Cech then also revealed he had done his homework on Bayern penalties, but had left it right until the last minute, and did not see a specially prepared video until on the trip to Munich.
"This time the luck all came in the Champions League. You could kind of feel something was happening" - Petr Cech
“I’d seen all the Bayern penalties since 2007, which took me two hours to go through. I had the DVD for four or five days, but was being kind of lazy. I thought it wouldn’t go to penalties, but the flight took two hours so for the whole flight I watched it,” he explained.
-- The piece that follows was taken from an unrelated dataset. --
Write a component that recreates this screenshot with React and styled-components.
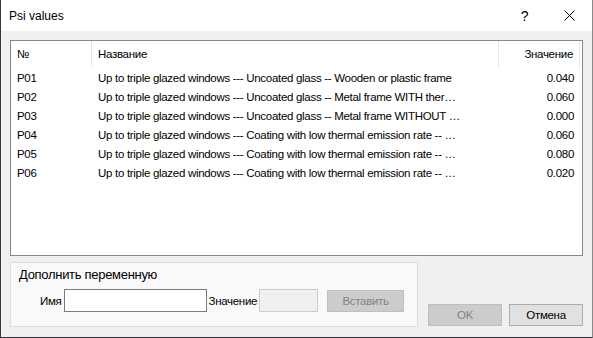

“Robben always shoots different ways - there’s no pattern in his penalties - so I didn’t know what to do with him. Half he shoots on the right, half on the left. There’s no pattern whatsoever. But when you’re tired, players choose power rather than technique.
"I thought he’d smash it somewhere near the corner and hope it would go through. He’s left footed, I’m left-footed and I thought that if it was me I’d go across goal to the right.
“In the last ten minutes I was praying for them [penalties]. The way the game went they had really good chances and we were getting tired.
“I’d have been happy for the game to end then rather than going to 120 minutes.”